Governor Walker Introduces Bill to Name New State Ferries

Alliance member company, Vigor Alaska, is building the two new state ferries mentioned in this press release sent out by Gov. Walker this afternoon.  January 23, 2017 Press Release: 17-010 JUNEAU – Governor Bill Walker introduced legislation today naming two new state ferries that will come into service in late 2017. The two vessels are currently under construction at Vigor Alaska in Ketchikan. As required by Alaska law, each ferry bears the name of an Alaska glacier – the Motor Vessel Tazlina and the Motor Vessel Hubbard.
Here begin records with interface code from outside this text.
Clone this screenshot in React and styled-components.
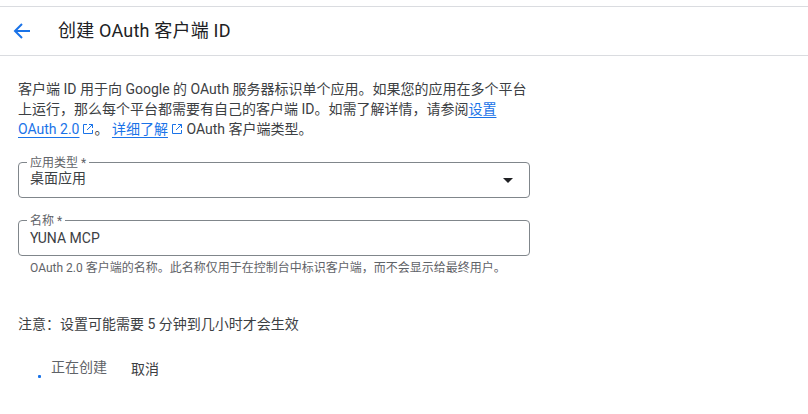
import React from 'react';
import styled, { createGlobalStyle } from 'styled-components';

const GlobalStyle = createGlobalStyle`
  html, body {
    margin: 0;
    padding: 0;
    background: #fff;
    overflow: hidden;
  }
  body {
    font-family: Roboto, "Noto Sans CJK SC", sans-serif;
    color: #3c4043;
  }
`;

const Page = styled.div`
  width: 808px;
  height: 414px;
  padding-top: 6px;
  box-sizing: border-box;
`;

const Header = styled.header`
  display: flex;
  align-items: center;
  height: 50px;
  box-sizing: border-box;
  border-top: 1px solid #dadce0;
  border-bottom: 1px solid #dadce0;
`;

const BackButton = styled.button`
  display: flex;
  align-items: center;
  justify-content: center;
  width: 18px;
  height: 18px;
  margin-left: 13px;
  padding: 0;
  background: none;
  border: none;
  color: #1a73e8;
`;

const Title = styled.h1`
  margin: 0 0 0 27px;
  font-size: 18px;
  font-weight: 400;
  line-height: 24px;
  letter-spacing: 0.2px;
  color: #202124;
`;

const Content = styled.main`
  width: 512px;
  margin-left: 18px;
  padding-top: 23px;
`;

const Intro = styled.p`
  margin: 0;
  font-size: 14px;
  line-height: 20px;
  color: #3c4043;
`;

const DocLink = styled.a`
  color: #1a73e8;
  text-decoration: underline;
  text-decoration-thickness: 1px;
  text-underline-offset: 3px;
`;

const External = styled.svg`
  width: 12px;
  height: 12px;
  margin-left: 3px;
  vertical-align: -1px;
  color: #1a73e8;
`;

const Field = styled.div`
  position: relative;
  margin-top: ${(p) => p.$top}px;
  padding: 0 11px;
  height: 36px;
  box-sizing: border-box;
  display: flex;
  align-items: center;
  justify-content: space-between;
  border: 1px solid #80868b;
  border-radius: 4px;
`;

const Legend = styled.span`
  position: absolute;
  top: -7px;
  left: 8px;
  padding: 0 3px;
  background: #fff;
  font-size: 12px;
  line-height: 14px;
  color: #5f6368;
`;

const FieldValue = styled.span`
  margin-top: ${(p) => p.$lift}px;
  font-size: 14px;
  line-height: 20px;
  color: #3c4043;
`;

const Arrow = styled.span`
  width: 0;
  height: 0;
  margin-right: 5px;
  border-left: 5px solid transparent;
  border-right: 5px solid transparent;
  border-top: 5px solid #202124;
`;

const Hint = styled.p`
  margin: 4px 0 0 12px;
  font-size: 12px;
  line-height: 16px;
  color: #5f6368;
`;

const Note = styled.p`
  margin: 38px 0 0;
  font-size: 14px;
  line-height: 20px;
  color: #3c4043;
`;

const Actions = styled.div`
  display: flex;
  align-items: center;
  margin-top: 22px;
  height: 24px;
  font-size: 14px;
`;

const Spinner = styled.span`
  width: 3px;
  height: 3px;
  margin: 16px 10px 0 20px;
  background: #1a73e8;
  border-radius: 1px;
`;

const Pending = styled.span`
  margin-bottom: 4px;
  color: #5f6368;
`;

const Cancel = styled.button`
  margin-left: 24px;
  padding: 0;
  background: none;
  border: none;
  font: inherit;
  color: #3c4043;
`;

const ExternalIcon = () => (
  <External viewBox="0 0 12 12" fill="none" stroke="currentColor" strokeWidth="1">
    <path d="M5 1.5H1.5v9h9V7M7 1.5h3.5V5M10.5 1.5 5 7" />
  </External>
);

const App = () => (
  <Page>
    <GlobalStyle />
    <Header>
      <BackButton aria-label="返回">
        <svg width="18" height="18" viewBox="0 0 18 18" fill="none" stroke="currentColor" strokeWidth="2">
          <path d="M17 9H2.5M9 2 2 9l7 7" />
        </svg>
      </BackButton>
      <Title>创建 OAuth 客户端 ID</Title>
    </Header>
    <Content>
      <Intro>
        客户端 ID 用于向 Google 的 OAuth 服务器标识单个应用。如果您的应用在多个平台上运行，那么每个平台都需要有自己的客户端 ID。如需了解详情，请参阅
        <DocLink href="#">设置 OAuth 2.0</DocLink>
        <ExternalIcon />。 <DocLink href="#">详细了解</DocLink>
        <ExternalIcon /> OAuth 客户端类型。
      </Intro>
      <Field $top={23}>
        <Legend>应用类型 *</Legend>
        <FieldValue $lift={-4}>桌面应用</FieldValue>
        <Arrow />
      </Field>
      <Field $top={22}>
        <Legend>名称 *</Legend>
        <FieldValue $lift={-1}>YUNA MCP</FieldValue>
      </Field>
      <Hint>OAuth 2.0 客户端的名称。此名称仅用于在控制台中标识客户端，而不会显示给最终用户。</Hint>
      <Note>注意：设置可能需要 5 分钟到几小时才会生效</Note>
      <Actions>
        <Spinner />
        <Pending>正在创建</Pending>
        <Cancel>取消</Cancel>
      </Actions>
    </Content>
  </Page>
);

export default App;
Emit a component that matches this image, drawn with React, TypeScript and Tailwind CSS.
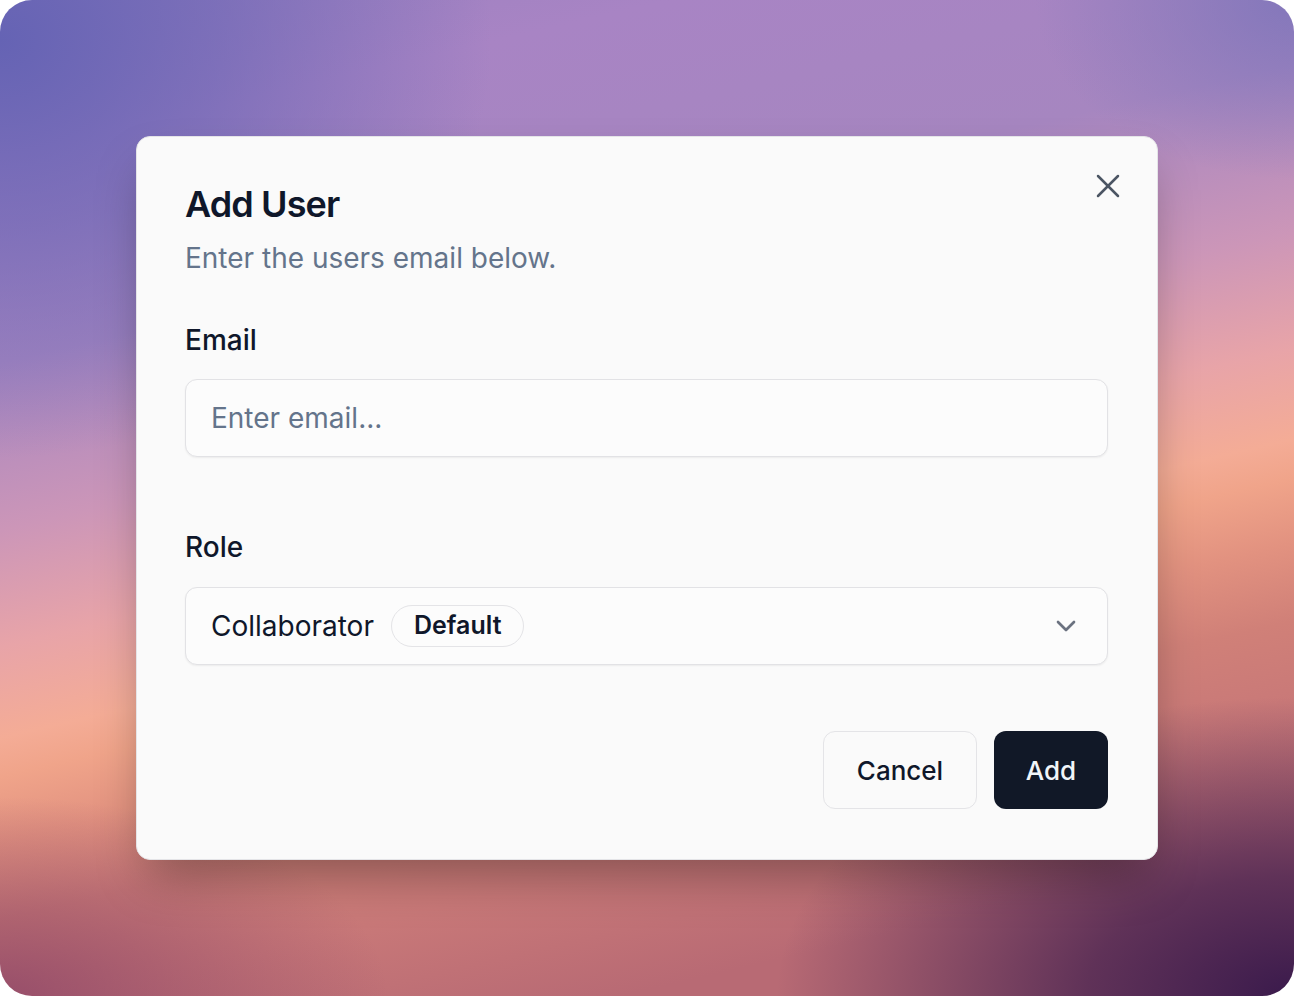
import React from "react";
import { X, ChevronDown } from "lucide-react";

export default function App() {
  return (
    <div className="w-[1294px] h-[996px] bg-white" style={{ fontFamily: "Inter, 'Noto Sans', sans-serif" }}>
      <div className="w-[1294px] h-[996px] rounded-[32px] overflow-hidden pl-[136px] pt-[136px] [background-image:radial-gradient(ellipse_40%_30%_at_100%_100%,#3a1a4c_0%,rgba(58,26,76,0.7)_40%,rgba(58,26,76,0)_100%),radial-gradient(ellipse_30%_20%_at_0%_100%,rgba(130,60,100,0.7)_0%,rgba(130,60,100,0)_100%),radial-gradient(ellipse_38%_42%_at_0%_4%,#6563b4_0%,rgba(101,99,180,0.6)_45%,rgba(101,99,180,0)_100%),radial-gradient(ellipse_20%_18%_at_100%_0%,rgba(128,118,186,0.9)_0%,rgba(128,118,186,0)_100%),linear-gradient(167deg,#9a80c0_0%,#a884c4_12%,#a686c0_28%,#cc96b8_41%,#e8a4a8_50%,#f4ac96_57%,#f0a48a_60%,#e29280_65%,#d08078_71%,#c87878_78%,#b86a74_88%)]">
        <div className="relative w-[1022px] h-[724px] rounded-[14px] bg-[#fafafa] border border-[#e4e4e7] shadow-[0_25px_50px_-12px_rgba(0,0,0,0.35)] pl-[48px] pr-[49px] pt-[49px] flex flex-col">
          <button className="absolute top-[29px] right-[29px] w-[40px] h-[40px] flex items-center justify-center text-[#4b5563]">
            <X size={40} strokeWidth={1.5} />
          </button>
          <h2 className="text-[36px] leading-none font-semibold tracking-tight text-[#0f172a]">Add User</h2>
          <p className="mt-[16px] text-[28px] leading-[40px] text-[#64748b]">Enter the users email below.</p>

          <label className="mt-[42px] text-[28px] leading-[40px] font-medium text-[#0f172a]">Email</label>
          <div className="mt-[19px] h-[78px] rounded-[12px] border border-[#e2e2e5] bg-[#fcfcfc] shadow-[0_1px_2px_rgba(0,0,0,0.06)] flex items-center px-[25px]">
            <span className="text-[28px] text-[#64748b]">Enter email...</span>
          </div>

          <label className="mt-[70px] text-[28px] leading-[40px] font-medium text-[#0f172a]">Role</label>
          <div className="mt-[20px] h-[78px] rounded-[12px] border border-[#e2e2e5] bg-[#fcfcfc] shadow-[0_1px_2px_rgba(0,0,0,0.06)] flex items-center pl-[25px] pr-[25px]">
            <span className="text-[28px] text-[#0f172a]">Collaborator</span>
            <span className="ml-[17px] h-[42px] px-[22px] rounded-full border border-[#e4e4e7] flex items-center text-[25px] font-semibold text-[#0f172a]">Default</span>
            <div className="flex-1" />
            <ChevronDown size={32} strokeWidth={2} className="text-[#6b7280]" />
          </div>

          <div className="mt-[66px] flex justify-end gap-[17px]">
            <button className="w-[154px] h-[78px] rounded-[12px] border border-[#e4e4e7] bg-[#fafafa] text-[26px] font-medium text-[#0f172a]">Cancel</button>
            <button className="w-[114px] h-[78px] rounded-[12px] bg-[#111827] text-[26px] font-medium text-[#f1f5f9]">Add</button>
          </div>
        </div>
      </div>
    </div>
  );
}
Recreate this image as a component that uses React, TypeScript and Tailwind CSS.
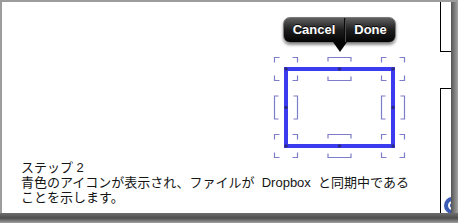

Last year, Governor Walker and Lieutenant Governor Byron Mallott reviewed hundreds of names submitted by Alaska students in an essay competition to name the two ferries. “I am honored to include Alaska’s young people in the ferry naming process. Just like Benny Benson did when he designed the Alaska flag, these two students are leaving their mark in our state’s history,” Governor Walker said. “I look forward to seeing these beautiful vessels sail in Alaska waters for years to come.” Tanalian School 7th grader Malea Voran of Port Alsworth proposed the name “Tazlina.” The Tazlina Glacier is named after the Tazlina River.  In her essay, Malea explained that name is an Ahtna Athabascan word meaning “swift river”, making it an appropriate name for a ferry. “This name would remind us that even small things are capable of doing big things,” she said in her essay. “This small boat could be named after something big and inspiring.” Eagle River High School 10th grader Taylor Thompson of Eagle River suggested the name “Hubbard.” The Hubbard Glacier flows 80 miles to its terminus at Disenchantment Bay, near Yakutat in the St. Elias Mountains. Originally named for National Geographic Society founder Gardiner G. Hubbard, the Hubbard Glacier has been advancing for over 100 years – unlike other glaciers. “This glorious slab of ice has defied its predisposition and proved to be a true wonder,” Taylor wrote in her essay. “An Alaskan Ferry should be just as incredible.” ### Transmittal Letter to Senator Kelly (pdf) Transmittal Letter to Representative...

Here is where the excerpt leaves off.